▶ _Set exercise_
Tally the lines that contain the string "this" and state that total without comment.

------------------------------------------------

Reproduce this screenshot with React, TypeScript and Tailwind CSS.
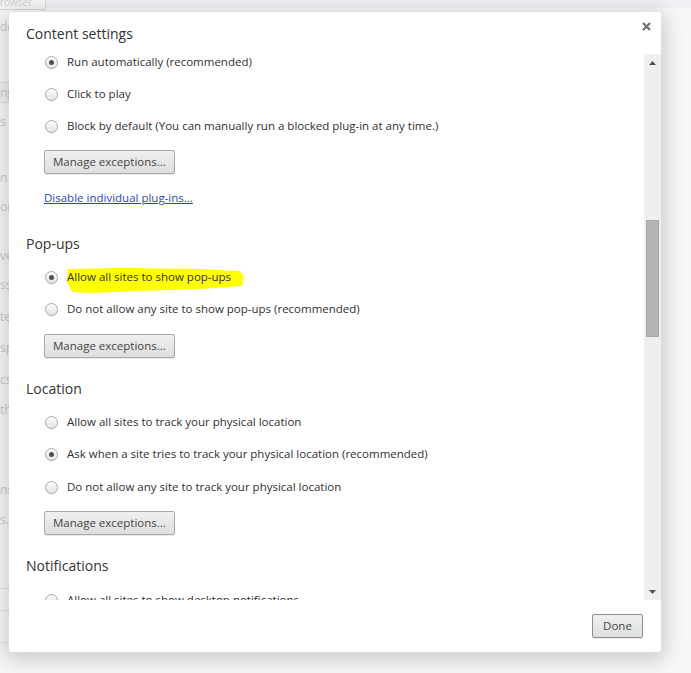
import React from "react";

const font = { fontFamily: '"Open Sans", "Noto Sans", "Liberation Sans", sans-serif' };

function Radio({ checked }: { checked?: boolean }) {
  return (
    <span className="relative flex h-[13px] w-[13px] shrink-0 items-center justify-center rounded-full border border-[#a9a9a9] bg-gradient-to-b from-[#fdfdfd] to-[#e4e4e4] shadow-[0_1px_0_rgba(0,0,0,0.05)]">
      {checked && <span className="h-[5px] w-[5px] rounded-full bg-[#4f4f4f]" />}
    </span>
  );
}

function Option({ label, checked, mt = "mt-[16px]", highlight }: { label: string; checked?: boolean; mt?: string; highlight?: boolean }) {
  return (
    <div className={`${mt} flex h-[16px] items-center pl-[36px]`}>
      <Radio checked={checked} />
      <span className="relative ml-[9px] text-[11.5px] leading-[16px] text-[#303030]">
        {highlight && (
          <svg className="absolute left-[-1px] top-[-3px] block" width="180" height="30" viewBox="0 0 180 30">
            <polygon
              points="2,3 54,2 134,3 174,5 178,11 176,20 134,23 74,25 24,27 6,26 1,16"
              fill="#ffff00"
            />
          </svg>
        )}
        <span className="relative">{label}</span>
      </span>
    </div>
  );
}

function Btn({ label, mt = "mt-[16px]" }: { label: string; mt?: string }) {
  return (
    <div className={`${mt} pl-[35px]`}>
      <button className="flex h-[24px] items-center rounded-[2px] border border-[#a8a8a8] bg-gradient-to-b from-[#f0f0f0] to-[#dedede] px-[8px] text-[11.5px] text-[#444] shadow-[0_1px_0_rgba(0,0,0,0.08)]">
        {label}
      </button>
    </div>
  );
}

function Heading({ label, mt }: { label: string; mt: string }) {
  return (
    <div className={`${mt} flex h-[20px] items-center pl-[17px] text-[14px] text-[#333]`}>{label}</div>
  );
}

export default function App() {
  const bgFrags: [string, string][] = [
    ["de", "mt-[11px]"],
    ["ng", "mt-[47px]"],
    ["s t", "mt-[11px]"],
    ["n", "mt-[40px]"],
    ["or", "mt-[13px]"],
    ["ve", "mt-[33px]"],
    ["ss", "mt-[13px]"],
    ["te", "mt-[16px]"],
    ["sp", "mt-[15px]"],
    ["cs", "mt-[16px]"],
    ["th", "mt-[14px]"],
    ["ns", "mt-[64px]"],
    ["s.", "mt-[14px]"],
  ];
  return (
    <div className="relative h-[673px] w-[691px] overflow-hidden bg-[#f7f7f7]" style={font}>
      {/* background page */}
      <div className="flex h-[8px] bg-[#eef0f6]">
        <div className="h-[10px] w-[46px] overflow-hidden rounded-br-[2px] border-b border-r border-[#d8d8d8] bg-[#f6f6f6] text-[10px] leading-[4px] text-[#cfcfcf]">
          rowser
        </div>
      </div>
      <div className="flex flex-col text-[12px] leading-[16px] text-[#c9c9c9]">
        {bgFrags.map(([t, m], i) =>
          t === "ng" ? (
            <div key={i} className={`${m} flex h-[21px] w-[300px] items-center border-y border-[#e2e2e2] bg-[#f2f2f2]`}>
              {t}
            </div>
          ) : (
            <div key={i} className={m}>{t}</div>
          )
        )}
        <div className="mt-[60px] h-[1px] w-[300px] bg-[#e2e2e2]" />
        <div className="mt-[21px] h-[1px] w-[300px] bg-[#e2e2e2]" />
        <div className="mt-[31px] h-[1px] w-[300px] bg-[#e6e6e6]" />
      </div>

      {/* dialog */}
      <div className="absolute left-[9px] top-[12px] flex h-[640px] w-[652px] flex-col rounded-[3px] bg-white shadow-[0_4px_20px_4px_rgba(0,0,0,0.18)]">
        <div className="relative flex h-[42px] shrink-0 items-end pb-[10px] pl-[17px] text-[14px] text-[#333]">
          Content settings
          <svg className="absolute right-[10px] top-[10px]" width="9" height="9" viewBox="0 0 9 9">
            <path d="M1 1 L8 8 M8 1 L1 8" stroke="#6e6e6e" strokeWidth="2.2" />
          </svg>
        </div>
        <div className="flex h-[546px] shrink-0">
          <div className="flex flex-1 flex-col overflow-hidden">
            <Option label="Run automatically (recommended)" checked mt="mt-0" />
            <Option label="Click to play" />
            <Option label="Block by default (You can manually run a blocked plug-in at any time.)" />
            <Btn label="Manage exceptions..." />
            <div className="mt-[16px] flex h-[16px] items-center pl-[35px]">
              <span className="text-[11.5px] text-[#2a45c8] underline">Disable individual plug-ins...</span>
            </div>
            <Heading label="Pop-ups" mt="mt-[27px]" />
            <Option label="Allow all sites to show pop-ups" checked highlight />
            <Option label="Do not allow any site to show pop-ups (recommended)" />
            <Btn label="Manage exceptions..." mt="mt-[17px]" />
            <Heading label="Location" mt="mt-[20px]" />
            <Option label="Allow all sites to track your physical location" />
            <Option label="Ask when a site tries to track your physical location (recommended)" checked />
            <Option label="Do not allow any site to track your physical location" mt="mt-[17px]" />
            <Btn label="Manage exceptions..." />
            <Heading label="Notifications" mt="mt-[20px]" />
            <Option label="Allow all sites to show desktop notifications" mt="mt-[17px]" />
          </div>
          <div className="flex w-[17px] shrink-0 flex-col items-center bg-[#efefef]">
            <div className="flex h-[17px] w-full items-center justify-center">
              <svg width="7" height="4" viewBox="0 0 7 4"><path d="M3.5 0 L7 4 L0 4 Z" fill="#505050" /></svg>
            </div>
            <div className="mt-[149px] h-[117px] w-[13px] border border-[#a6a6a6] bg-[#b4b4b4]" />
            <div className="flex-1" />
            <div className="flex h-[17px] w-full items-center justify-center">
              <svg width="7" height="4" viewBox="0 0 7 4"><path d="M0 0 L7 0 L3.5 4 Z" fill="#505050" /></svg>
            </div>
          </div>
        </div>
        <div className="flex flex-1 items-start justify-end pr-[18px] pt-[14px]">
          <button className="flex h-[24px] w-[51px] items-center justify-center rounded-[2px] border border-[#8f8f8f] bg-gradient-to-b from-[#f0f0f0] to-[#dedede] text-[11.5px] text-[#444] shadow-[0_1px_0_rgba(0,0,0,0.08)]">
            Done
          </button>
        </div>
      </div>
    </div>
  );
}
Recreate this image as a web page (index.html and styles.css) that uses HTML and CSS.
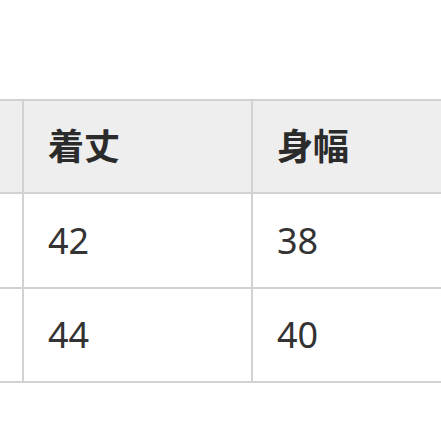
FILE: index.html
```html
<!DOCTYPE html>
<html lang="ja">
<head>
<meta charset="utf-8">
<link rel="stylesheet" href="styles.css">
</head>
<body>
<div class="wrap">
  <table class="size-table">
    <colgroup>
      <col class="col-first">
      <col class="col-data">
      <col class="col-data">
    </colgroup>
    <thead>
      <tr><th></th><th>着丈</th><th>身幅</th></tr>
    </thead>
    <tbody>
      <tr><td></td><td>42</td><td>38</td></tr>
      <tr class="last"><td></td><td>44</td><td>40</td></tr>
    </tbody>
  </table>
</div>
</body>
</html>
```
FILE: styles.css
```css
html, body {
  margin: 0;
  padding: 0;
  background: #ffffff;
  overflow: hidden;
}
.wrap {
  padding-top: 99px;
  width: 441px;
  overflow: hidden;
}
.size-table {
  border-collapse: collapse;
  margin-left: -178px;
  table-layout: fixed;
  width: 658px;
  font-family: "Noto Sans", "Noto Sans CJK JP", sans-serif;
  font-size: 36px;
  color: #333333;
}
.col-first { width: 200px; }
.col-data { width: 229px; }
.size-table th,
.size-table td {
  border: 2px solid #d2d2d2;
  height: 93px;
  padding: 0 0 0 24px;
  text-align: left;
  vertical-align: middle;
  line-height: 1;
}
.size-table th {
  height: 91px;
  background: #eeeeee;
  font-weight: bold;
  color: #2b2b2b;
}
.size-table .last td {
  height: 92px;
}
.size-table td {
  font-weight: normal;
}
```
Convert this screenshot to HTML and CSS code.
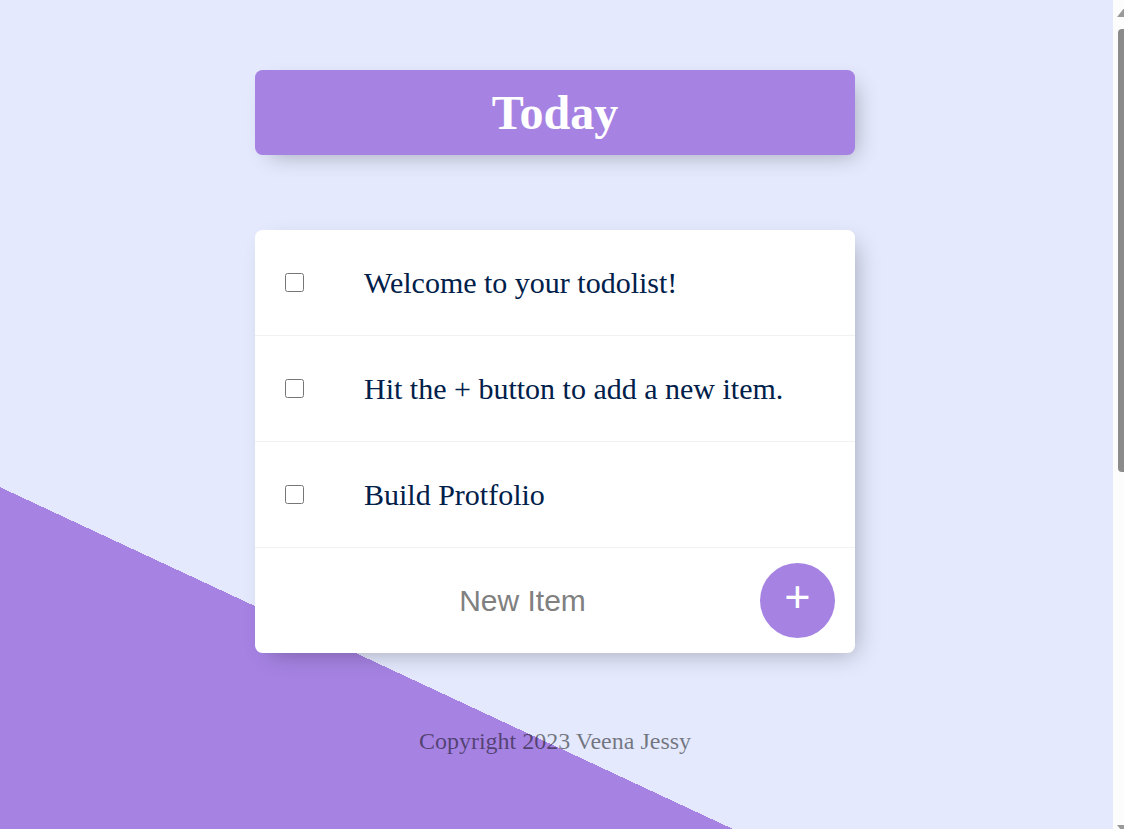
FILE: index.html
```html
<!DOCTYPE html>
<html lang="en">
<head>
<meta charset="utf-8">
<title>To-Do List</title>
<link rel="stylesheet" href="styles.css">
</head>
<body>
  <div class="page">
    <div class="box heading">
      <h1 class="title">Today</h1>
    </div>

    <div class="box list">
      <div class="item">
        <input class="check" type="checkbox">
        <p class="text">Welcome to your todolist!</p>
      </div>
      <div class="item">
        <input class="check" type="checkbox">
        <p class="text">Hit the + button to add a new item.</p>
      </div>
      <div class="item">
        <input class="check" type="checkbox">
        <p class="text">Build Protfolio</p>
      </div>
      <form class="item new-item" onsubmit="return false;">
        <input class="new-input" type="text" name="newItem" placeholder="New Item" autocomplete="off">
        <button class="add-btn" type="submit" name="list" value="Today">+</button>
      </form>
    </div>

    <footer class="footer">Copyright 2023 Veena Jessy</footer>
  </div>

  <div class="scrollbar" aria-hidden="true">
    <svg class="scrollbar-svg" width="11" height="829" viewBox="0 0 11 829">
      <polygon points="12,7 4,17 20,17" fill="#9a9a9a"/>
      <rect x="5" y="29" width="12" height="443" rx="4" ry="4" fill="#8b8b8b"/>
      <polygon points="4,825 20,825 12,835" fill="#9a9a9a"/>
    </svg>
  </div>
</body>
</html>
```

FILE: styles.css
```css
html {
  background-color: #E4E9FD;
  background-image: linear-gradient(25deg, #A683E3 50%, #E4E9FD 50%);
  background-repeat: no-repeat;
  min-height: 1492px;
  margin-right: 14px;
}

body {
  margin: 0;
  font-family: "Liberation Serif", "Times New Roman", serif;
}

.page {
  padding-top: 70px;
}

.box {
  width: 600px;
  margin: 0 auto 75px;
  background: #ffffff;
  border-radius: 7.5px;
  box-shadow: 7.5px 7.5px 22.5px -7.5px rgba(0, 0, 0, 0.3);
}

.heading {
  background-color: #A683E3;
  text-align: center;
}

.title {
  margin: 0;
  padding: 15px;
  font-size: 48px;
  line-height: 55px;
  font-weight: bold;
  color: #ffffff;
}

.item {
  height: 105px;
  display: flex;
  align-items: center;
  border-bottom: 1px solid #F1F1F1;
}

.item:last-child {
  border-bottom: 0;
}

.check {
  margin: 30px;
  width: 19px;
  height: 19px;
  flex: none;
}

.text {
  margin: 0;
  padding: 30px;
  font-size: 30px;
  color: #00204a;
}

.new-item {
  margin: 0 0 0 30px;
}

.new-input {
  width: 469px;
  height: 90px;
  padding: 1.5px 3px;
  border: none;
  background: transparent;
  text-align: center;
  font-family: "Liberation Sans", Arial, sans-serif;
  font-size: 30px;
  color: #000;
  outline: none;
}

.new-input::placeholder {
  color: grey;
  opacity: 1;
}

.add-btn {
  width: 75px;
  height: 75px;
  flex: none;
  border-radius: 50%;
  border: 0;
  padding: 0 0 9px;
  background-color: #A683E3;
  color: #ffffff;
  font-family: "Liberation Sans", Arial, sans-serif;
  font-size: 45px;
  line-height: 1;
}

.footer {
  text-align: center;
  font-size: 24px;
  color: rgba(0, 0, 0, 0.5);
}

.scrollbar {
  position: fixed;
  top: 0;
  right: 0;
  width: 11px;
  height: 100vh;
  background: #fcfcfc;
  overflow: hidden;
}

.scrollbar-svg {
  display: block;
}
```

------------------------------------------------

▶ _Exercise result_
3